The film premiered in Canada on November 19, 2006 at the Waterloo Festival for Animated Cinema and went onto premiere in US on March 3, 2007 at the 2007 New York International Children's Film Festival. The movie received a limited theatrical run in the USA, being shown subtitled in Los Angeles in June, and in Seattle in September. Also a dubbed version was shown in New York City in July. Its Boston area showings in August were subtitled. The film has also premiered in the UK as part of the Leeds Young People Film Festival on April 2, 2008.
Even though it was not a massive hit at the box office, the film did exceptionally well at the various festivals into which it was entered.
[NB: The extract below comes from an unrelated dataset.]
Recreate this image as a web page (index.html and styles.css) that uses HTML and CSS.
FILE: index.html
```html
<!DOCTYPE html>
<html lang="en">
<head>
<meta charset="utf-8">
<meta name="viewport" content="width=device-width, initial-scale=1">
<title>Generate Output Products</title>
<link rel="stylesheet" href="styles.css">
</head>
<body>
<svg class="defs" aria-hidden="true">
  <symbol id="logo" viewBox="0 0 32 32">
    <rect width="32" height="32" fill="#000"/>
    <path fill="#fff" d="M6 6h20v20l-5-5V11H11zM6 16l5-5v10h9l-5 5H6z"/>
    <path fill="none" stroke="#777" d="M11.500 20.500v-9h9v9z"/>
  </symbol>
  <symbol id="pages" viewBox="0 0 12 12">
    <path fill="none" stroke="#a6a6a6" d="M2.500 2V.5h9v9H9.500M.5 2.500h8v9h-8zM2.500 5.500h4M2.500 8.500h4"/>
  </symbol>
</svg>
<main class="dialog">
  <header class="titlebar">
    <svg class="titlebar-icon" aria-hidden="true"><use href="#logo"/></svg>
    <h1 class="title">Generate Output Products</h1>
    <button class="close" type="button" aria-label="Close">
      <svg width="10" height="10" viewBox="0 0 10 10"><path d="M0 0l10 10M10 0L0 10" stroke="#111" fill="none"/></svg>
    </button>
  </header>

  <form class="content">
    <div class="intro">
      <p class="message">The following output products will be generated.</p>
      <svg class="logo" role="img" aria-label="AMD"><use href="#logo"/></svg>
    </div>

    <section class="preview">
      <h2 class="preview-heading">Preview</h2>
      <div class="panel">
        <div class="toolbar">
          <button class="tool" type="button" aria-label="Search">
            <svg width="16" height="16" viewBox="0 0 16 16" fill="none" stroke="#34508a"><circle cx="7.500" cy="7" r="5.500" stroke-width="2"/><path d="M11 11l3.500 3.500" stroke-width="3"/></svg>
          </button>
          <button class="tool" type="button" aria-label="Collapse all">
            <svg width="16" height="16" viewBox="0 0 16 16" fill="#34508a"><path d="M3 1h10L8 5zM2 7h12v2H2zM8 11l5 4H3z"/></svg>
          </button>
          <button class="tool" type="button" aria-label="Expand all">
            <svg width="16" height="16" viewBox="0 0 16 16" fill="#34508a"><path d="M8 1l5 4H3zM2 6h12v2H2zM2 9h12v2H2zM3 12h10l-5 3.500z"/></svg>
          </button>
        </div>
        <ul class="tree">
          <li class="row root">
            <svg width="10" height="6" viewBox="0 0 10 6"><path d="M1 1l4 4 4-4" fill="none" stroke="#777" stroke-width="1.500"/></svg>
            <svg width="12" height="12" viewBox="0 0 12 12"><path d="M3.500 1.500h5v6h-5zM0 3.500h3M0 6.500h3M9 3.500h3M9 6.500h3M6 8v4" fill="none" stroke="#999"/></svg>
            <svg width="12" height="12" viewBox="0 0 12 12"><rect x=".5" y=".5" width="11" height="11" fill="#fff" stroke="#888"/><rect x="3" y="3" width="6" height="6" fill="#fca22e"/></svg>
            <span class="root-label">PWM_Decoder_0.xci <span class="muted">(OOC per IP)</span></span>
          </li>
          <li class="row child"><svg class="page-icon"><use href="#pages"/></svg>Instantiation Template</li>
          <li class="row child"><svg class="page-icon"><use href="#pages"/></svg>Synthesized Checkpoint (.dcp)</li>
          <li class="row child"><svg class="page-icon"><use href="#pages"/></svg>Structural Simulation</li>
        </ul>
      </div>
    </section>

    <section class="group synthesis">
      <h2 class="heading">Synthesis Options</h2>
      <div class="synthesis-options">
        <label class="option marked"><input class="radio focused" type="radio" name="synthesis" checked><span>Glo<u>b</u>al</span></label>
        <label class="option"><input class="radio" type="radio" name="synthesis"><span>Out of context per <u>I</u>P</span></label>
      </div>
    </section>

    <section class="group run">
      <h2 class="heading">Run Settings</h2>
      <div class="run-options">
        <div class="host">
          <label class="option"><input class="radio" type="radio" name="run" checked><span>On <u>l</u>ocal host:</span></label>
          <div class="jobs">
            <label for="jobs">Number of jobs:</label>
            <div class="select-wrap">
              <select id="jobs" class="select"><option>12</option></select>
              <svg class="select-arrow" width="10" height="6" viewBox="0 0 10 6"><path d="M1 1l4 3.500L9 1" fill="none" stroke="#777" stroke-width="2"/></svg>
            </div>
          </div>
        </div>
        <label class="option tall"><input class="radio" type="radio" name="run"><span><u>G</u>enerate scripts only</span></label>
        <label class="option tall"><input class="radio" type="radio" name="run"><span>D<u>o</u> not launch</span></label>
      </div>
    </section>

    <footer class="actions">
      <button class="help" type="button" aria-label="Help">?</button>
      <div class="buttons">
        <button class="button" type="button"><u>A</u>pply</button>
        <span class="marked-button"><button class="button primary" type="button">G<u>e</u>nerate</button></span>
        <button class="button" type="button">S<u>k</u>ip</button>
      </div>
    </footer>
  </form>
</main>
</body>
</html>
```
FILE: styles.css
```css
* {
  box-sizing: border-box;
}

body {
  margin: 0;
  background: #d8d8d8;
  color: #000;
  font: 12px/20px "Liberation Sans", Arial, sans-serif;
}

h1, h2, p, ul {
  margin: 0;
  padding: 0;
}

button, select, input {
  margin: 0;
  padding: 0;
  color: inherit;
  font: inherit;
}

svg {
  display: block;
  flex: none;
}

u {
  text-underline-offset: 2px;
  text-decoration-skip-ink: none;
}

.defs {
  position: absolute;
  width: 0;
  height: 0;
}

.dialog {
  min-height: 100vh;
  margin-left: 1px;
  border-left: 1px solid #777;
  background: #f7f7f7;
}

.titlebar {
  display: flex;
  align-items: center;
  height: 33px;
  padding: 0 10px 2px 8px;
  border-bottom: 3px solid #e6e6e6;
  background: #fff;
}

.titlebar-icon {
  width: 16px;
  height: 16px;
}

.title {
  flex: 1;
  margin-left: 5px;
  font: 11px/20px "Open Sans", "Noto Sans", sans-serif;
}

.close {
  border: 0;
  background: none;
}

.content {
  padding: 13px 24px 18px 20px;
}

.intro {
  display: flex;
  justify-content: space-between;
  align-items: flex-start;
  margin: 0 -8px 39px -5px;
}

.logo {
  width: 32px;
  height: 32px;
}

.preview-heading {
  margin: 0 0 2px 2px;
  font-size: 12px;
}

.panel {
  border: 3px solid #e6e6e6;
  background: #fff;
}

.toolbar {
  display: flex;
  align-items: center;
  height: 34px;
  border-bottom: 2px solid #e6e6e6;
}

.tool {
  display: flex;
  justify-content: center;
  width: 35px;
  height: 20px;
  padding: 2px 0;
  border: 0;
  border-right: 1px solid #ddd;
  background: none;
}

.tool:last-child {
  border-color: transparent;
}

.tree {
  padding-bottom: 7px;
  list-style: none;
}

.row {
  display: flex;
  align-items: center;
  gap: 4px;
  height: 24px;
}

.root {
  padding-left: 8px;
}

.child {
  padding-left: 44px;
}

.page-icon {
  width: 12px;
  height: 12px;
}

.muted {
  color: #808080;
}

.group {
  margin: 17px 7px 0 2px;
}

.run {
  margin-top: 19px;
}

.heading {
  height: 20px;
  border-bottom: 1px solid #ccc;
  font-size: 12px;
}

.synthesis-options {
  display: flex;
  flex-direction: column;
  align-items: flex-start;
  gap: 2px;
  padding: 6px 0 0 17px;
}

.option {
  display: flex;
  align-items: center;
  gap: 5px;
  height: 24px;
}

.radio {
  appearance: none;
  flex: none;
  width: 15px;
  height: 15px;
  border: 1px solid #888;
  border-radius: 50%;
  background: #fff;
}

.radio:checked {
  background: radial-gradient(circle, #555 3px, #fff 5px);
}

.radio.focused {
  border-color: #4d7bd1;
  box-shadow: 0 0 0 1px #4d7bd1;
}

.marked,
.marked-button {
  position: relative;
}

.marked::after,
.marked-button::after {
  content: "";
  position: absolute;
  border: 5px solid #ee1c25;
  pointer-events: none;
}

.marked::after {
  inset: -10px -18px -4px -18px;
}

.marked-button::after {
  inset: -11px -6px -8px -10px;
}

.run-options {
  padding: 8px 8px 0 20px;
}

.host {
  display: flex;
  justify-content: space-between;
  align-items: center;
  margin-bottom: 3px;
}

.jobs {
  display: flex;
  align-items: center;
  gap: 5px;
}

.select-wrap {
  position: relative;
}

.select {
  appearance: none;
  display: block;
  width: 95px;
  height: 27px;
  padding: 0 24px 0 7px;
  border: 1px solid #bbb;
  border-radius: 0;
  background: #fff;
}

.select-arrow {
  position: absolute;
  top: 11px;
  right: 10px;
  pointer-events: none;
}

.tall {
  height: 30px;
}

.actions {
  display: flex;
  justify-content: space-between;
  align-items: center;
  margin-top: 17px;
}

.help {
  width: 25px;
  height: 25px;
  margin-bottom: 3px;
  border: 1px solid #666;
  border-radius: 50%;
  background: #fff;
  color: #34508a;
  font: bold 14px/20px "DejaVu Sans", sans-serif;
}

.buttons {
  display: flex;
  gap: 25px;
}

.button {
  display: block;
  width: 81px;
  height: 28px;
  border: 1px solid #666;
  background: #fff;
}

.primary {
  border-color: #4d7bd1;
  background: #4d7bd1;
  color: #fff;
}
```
The Girl Who Leapt Through Time took home the Gertie Award for the best animated feature film at the thirty-ninth Sitges International Film Festival of Catalonia. It won the Animation Grand Award, given to the year's most entertaining animated film, at the prestigious sixty-first Annual Mainichi Film Awards. It was also awarded the first annual Animation of the Year prize at the thirtieth Japan Academy Prize. It was nominated for, but did not win, the twenty-seventh Nihon SF Taisho Award. It received the Grand Prize in the animation division at the 2006 Japan Media Arts Festival. At the sixth annual Tokyo International Anime Fair, which opened on March 22, 2007, the film was recognized as "Animation of the Year" and won several awards. It won the Special Distinction for Feature Film at France's thirty-first Annecy International Animated Film Festival on June 16, 2007. It played to full-house theatres during a screening in August 2007 at the ninth Cinemanila International Film Festival in Manila, Philippines. Tsutsui Yasutaka praised the film as being "a true second-generation" of his book at the Tokyo International Anime Fair on March 24, 2006.
Emily Hirst won a Young Artist Award for Best Performance in a Voice-Over Role for her role as Makoto in the English dub.
All music by Kiyoshi Yoshida, except where noted. Piano played by Haruki Mino.
- "Natsuzora (Opening Theme)"
- "Aria (Goldberg Hensoukyoku Yori)" (Goldberg Variations by Bach)
- "Karakuri Tokei (Time Leap)"
- "Shoujo no Fuan"
- "Sketch (Long Version)"
- "Daiichi Hensoukyoku (Goldberg Hensoukyoku Yori)" (Variation 1 of Goldberg Variations by Bach)
- "Mirai no Kioku"
- "Kawara nai Mono (Strings Version)" (Hanako Oku)
- "Natsuzora (Ending Theme)"
- "Time Leap (Long Version)"
- "Natsuzora (Long Version)"
- "Garnet (Yokokuhen Short Version)" (Hanako Oku)
The theme song to the film is "Garnet" (ガーネット, Gānetto?), and the insert song used in the film is "Kawaranai Mono" (変わらないもの, lit. Unchanging Thing(s)?). Both songs were written, composed, and sung by singer-songwriter Hanako Oku, however the latter song was arranged by Jun Satō.